E tutto questo, i ragazzi lo sapevano, veniva dal Signore e il Signore era la via per crescere. Era questo l’incontro simpatico con Cristo, non era il calciobalilla, era Cristo che ti fa grande. E quei ragazzi lo capirono tanto bene che le vocazioni sacerdotali spuntavano come funghi. Ci fu una specie di epidemia di vocazioni, anche adulte. I sacerdoti dicevano “il Signore chiama e don Oreste spinge”.

Qualcuno dice che poi cambiò, si dette al sociale.
Non concordo, ha continuato solo a proporre cose grandi ai ragazzi.
Non credo sia un caso che fosse proprio il sessantotto quando fece la proposta di un atto di giustizia ai suoi alunni: portare i ragazzi reclusi negli istituti in vacanza ad Alba di Canazei. Poi, a quei ragazzi, che avevano fame e sete di giustizia, propose altre cose grandissime, sempre nel nome del Signore: liberare gli handicappati dagli istituti, condividere la vita degli ultimi, andare nel terzo mondo a portare la giustizia e la pace, liberare i tossicodipendenti, liberare le schiave...

E i ragazzi lo hanno sempre seguito, o meglio, abbiamo seguito il Signore.

E credo che nessuna frase meglio di quanto disse alle Settimane sociali di Pisa possa riassumere meglio la sua vita di educatore.

“Cos’hanno lasciato i cattolici, permettetemelo?
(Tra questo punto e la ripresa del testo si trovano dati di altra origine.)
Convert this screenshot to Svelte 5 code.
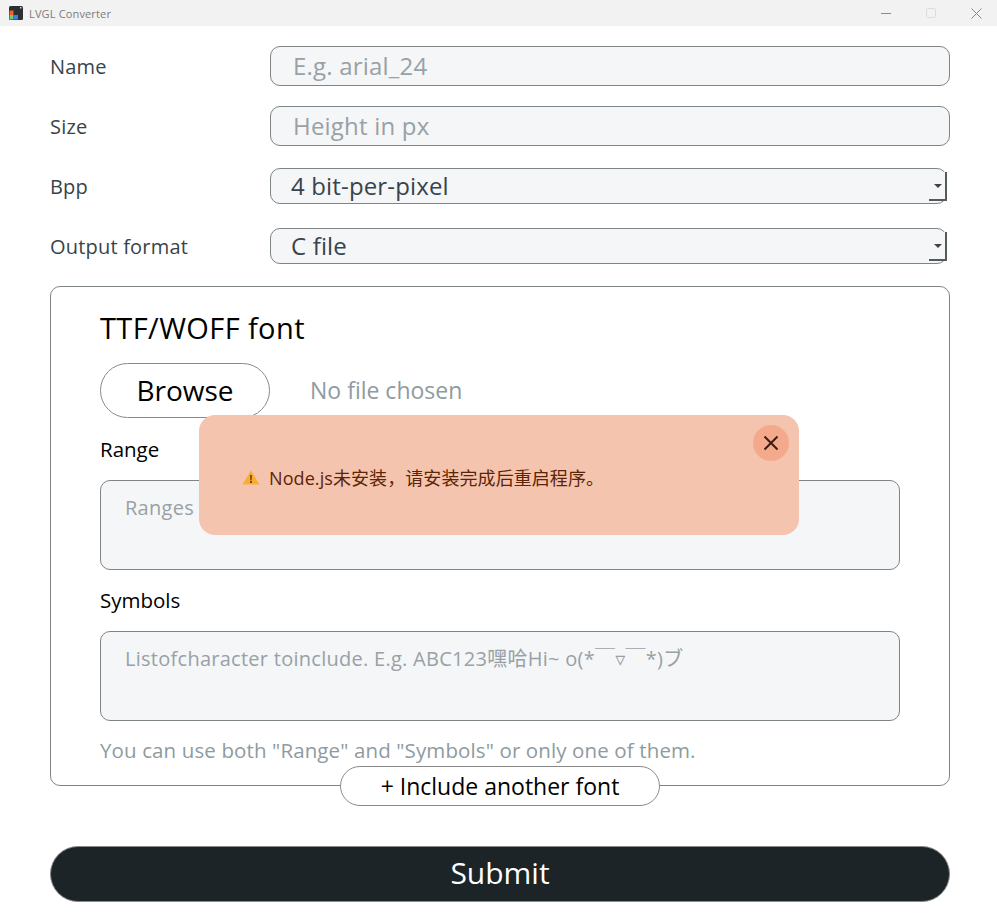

Hanno lasciato la devozione. Devozione che è unione con Dio-Amore, che è validissima, ma la devozione senza la rivoluzione non basta, non basta. Soprattutto le masse giovanili non le avremo mai più con noi, se non ci mettiamo con loro per rivoluzionare il mondo e far spazio dentro. Ma il vento è favorevole, perché il cuore dei giovani, ve lo dico – e non badate alle cassandre – oggi batte per Cristo. Però ci vuole chi senta quel battito, chi li organizzi e li porti avanti in una maniera meravigliosa.”

Ed è questo che ha fatto per tutta la vita: sentire quel battito e organizzare i ragazzi a fare cose meravigliose.